Hi All,

As some of you may already be aware, earlier this year WANdisco[1]
approached members of the Trac development community with a view to working
out how we could most effectively invest development time into the project.
We plan to use Trac as a basis for a defect tracker supplied with our
uberSVN product[2]. Our goal being to develop a tool which can compete
out-of-the-box with other non-opensource defect trackers that have gained
popularity in recent years.

The resulting discussions were interesting and culminated in the idea that
we might get the most done in the shortest time by performing a 'friendly
fork' of Trac and running that as a separate FOSS project. It was felt this
would present the least risk for everyone involved while still leaving
options open for future collaboration. Furthermore, having seen the success
that joining the Apache Software Foundation brought to Subversion, we felt
that this model could reap many benefits for the community of Trac
developers and users and wanted to explore that further.

Since then we've been looking to bring together a team who could drive
these efforts and I'm pleased to say that in the last couple of weeks that
has finally been realised. Not only do we now have a full time lead
developer working out of our Sheffield (UK) office, with support from a
number of colleagues who will contribute significant amounts of time and
energy to this work, we are also recruiting additional freelance developers
to work on this project as independent committers*.

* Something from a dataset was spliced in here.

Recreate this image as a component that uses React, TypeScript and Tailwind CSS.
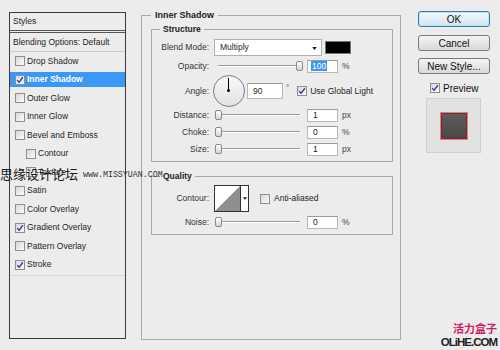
import React from "react";

function Check({ checked }: { checked?: boolean }) {
  return (
    <span className="flex h-[10px] w-[10px] shrink-0 items-center justify-center border border-[#8f8f8f] bg-linear-to-br from-[#d8d8d8] to-[#fbfbfb]">
      {checked && (
        <svg viewBox="0 0 10 10" className="h-[8px] w-[8px]">
          <path d="M1.5 5.2 L4 7.8 L8.6 1.6" fill="none" stroke="#2b4588" strokeWidth="1.7" />
        </svg>
      )}
    </span>
  );
}

function Slider({ pct }: { pct: number }) {
  return (
    <div className="relative ml-[5px] h-[12px] w-[90px]">
      <div className="absolute left-[4px] right-[4px] top-[5px] h-[2px] border-t border-[#9c9c9c] bg-white" />
      <div
        className="absolute top-[1px] h-[10px] w-[7px] rounded-[2px] border border-[#8a8a8a] bg-linear-to-b from-white to-[#d4d4d4]"
        style={{ left: `${1 + pct * 0.81}px` }}
      />
    </div>
  );
}

function Field({ children, w = "w-[31px]" }: { children: React.ReactNode; w?: string }) {
  return (
    <div className={`ml-[3px] flex h-[13px] ${w} items-center border border-[#b8b8b8] border-t-[#9a9a9a] bg-white pl-[5px] text-[8.5px] text-[#222]`}>
      {children}
    </div>
  );
}

function Label({ children }: { children: React.ReactNode }) {
  return <div className="w-[57px] shrink-0 text-right text-[8.5px] text-[#333]">{children}</div>;
}

function SliderRow({ label, pct, value, unit, mt }: { label: string; pct: number; value: React.ReactNode; unit: string; mt: string }) {
  return (
    <div className={`flex h-[14px] items-center ${mt}`}>
      <Label>{label}</Label>
      <Slider pct={pct} />
      <Field>{value}</Field>
      <span className="ml-[4px] text-[8.5px] text-[#444]">{unit}</span>
    </div>
  );
}

const items: { label: string; checked?: boolean; active?: boolean; indent?: boolean }[] = [
  { label: "Drop Shadow" },
  { label: "Inner Shadow", checked: true, active: true },
  { label: "Outer Glow" },
  { label: "Inner Glow" },
  { label: "Bevel and Emboss" },
  { label: "Contour", indent: true },
  { label: "Texture", indent: true },
  { label: "Satin" },
  { label: "Color Overlay" },
  { label: "Gradient Overlay", checked: true },
  { label: "Pattern Overlay" },
  { label: "Stroke", checked: true },
];

export default function App() {
  return (
    <div className="relative flex h-[350px] w-[500px] overflow-hidden bg-[#ececec] font-['Liberation_Sans','Noto_Sans_CJK_SC',sans-serif] text-[#1e1e1e]">
      {/* Left styles list */}
      <div className="ml-[9px] mt-[12px] flex h-[327px] w-[117px] flex-col border border-[#3a3a3a]">
        <div className="flex h-[18px] shrink-0 items-center border-b border-[#555] pl-[3px] text-[8.5px]">Styles</div>
        <div className="h-[1px] shrink-0" />
        <div className="flex h-[20px] shrink-0 items-center border-y border-t-[#555] border-b-[#c9c9c9] pl-[3px] text-[8.5px]">
          Blending Options: Default
        </div>
        {items.map((it) => (
          <div key={it.label} className="flex h-[18.5px] shrink-0 items-center">
            <div
              className={`flex h-[15px] w-full items-center ${it.indent ? "pl-[16px]" : "pl-[5px]"} ${
                it.active ? "bg-[#3b98f5] font-bold text-white" : ""
              }`}
            >
              <Check checked={it.checked} />
              <span className="ml-[2px] text-[8.5px]">{it.label}</span>
            </div>
          </div>
        ))}
        <div className="mt-[1px] h-[1px] bg-[#d8d8d8]" />
      </div>

      {/* Center settings */}
      <fieldset className="ml-[15px] mt-[10px] h-[330px] w-[260px] shrink-0 border border-[#a9a9a9] pl-[9px]">
        <legend className="px-[4px] text-[9px] font-bold leading-[10px] text-[#222]">Inner Shadow</legend>
        <fieldset className="mt-[4px] h-[138px] w-[242px] border border-[#a9a9a9]">
          <legend className="ml-[8px] px-[3px] text-[8.5px] font-bold leading-[10px] text-[#222]">Structure</legend>
          <div className="mt-[5px] flex h-[17px] items-center">
            <Label>Blend Mode:</Label>
            <div className="relative ml-[5px] flex h-[17px] w-[108px] items-center border border-[#b0b0b0] bg-white pl-[5px] text-[8.5px]">
              Multiply
              <svg viewBox="0 0 6 4" className="absolute right-[4px] top-[7px] h-[3px] w-[5px]">
                <path d="M0 0 L6 0 L3 4 Z" fill="#111" />
              </svg>
            </div>
            <div className="ml-[3px] h-[13px] w-[26px] border border-[#777] bg-black" />
          </div>
          <SliderRow
            label="Opacity:"
            pct={100}
            mt="mt-[3px]"
            unit="%"
            value={<span className="-ml-[2px] bg-[#3b98f5] px-[1px] leading-[10px] text-white">100</span>}
          />
          <div className="mt-[2px] flex h-[32px] items-center">
            <Label>Angle:</Label>
            <div className="relative ml-[4px] h-[32px] w-[32px] shrink-0 rounded-full border-[1.5px] border-[#6f8193] bg-linear-to-b from-[#f8f8f8] to-[#e2e2e2]">
              <div className="absolute left-[14px] top-[2px] h-[13px] w-[1px] bg-black" />
              <div className="absolute left-[13px] top-[13px] h-[3px] w-[3px] rounded-full bg-black" />
            </div>
            <div className="ml-[2px] flex h-[16px] w-[36px] items-center border border-[#b8b8b8] border-t-[#9a9a9a] bg-white pl-[5px] text-[8.5px]">
              90
            </div>
            <span className="ml-[3px] -mt-[6px] text-[8px] text-[#444]">°</span>
            <span className="ml-[8px]">
              <Check checked />
            </span>
            <span className="ml-[3px] text-[8.5px] text-[#222]">Use Global Light</span>
          </div>
          <SliderRow label="Distance:" pct={0} mt="mt-[1px]" unit="px" value="1" />
          <SliderRow label="Choke:" pct={0} mt="mt-[3px]" unit="%" value="0" />
          <SliderRow label="Size:" pct={0} mt="mt-[3px]" unit="px" value="1" />
        </fieldset>

        <fieldset className="mt-[9px] h-[64px] w-[242px] border border-[#a9a9a9]">
          <legend className="ml-[8px] px-[3px] text-[8.5px] font-bold leading-[10px] text-[#222]">Quality</legend>
          <div className="mt-[4px] flex h-[27px] items-center">
            <Label>Contour:</Label>
            <div className="ml-[5px] flex h-[27px] w-[35px] shrink-0 border border-[#333] bg-white">
              <svg viewBox="0 0 25 25" className="h-full w-[25px]" preserveAspectRatio="none">
                <path d="M0 25 L25 0 L25 25 Z" fill="#8e8e8e" />
              </svg>
              <div className="flex flex-1 items-center justify-center border-l border-[#333]">
                <svg viewBox="0 0 6 4" className="h-[3px] w-[4px]">
                  <path d="M0 0 L6 0 L3 4 Z" fill="#111" />
                </svg>
              </div>
            </div>
            <span className="ml-[11px]">
              <Check />
            </span>
            <span className="ml-[4px] text-[8.5px] text-[#222]">Anti-aliased</span>
          </div>
          <SliderRow label="Noise:" pct={0} mt="mt-[3px]" unit="%" value="0" />
        </fieldset>
      </fieldset>

      {/* Right buttons */}
      <div className="ml-[17px] flex w-[72px] shrink-0 flex-col pt-[11px]">
        <button className="flex h-[16px] w-[72px] items-center justify-center rounded-[3px] border border-[#3d7ba6] bg-linear-to-b from-[#f3f9fc] to-[#d3e5ee] text-[10px] text-[#111] shadow-[inset_0_0_0_1px_#b8e6f8]">
          OK
        </button>
        <button className="mt-[8px] flex h-[16px] w-[72px] items-center justify-center rounded-[3px] border border-[#7a7a7a] bg-linear-to-b from-[#f4f4f4] to-[#d9d9d9] text-[10px] text-[#111]">
          Cancel
        </button>
        <button className="mt-[7px] flex h-[16px] w-[72px] items-center justify-center rounded-[3px] border border-[#7a7a7a] bg-linear-to-b from-[#f4f4f4] to-[#d9d9d9] text-[10px] text-[#111]">
          New Style...
        </button>
        <div className="ml-[12px] mt-[9px] flex h-[10px] items-center">
          <Check checked />
          <span className="ml-[3px] text-[10px] text-[#111]">Preview</span>
        </div>
        <div className="ml-[8px] mt-[5px] flex h-[55px] w-[55px] items-center justify-center border border-[#d0d0d0] bg-[#e2e2e2]">
          <div className="h-[28px] w-[28px] border-[1.5px] border-[#e07c86] bg-linear-to-b from-[#5e5e5e] to-[#474747] shadow-[inset_0_0_0_1px_#7a2a33]" />
        </div>
      </div>

      {/* Watermark overlay */}
      <div className="absolute left-0 top-[167px] flex items-center whitespace-nowrap leading-[16px] text-[#1a1a1a]">
        <span className="text-[13px]">思缘设计论坛</span>
        <span className="ml-[5px] font-['Liberation_Mono',monospace] text-[8.3px] text-[#333]">www.MISSYUAN.COM</span>
      </div>

      {/* Logo overlay */}
      <div className="absolute bottom-[2px] right-[3px] flex flex-col items-end">
        <span className="text-[11px] font-bold leading-[13px] text-[#d31a63]">活力盒子</span>
        <span className="text-[11.5px] font-bold leading-[12px] tracking-[-1px] text-[#222]">OLiHE.COM</span>
      </div>
    </div>
  );
}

We have a strong and passionate team who will do all they can to make this
a success. However we can't form an entire opensource project on our own.
Our first goal is to enable a community to come together which has
the strength and depth to take this forwards. While the Apache move is an
important part of that, no less important is support from the general Trac
community and especially the current and past committers who have done so
much to get the software to where it is today.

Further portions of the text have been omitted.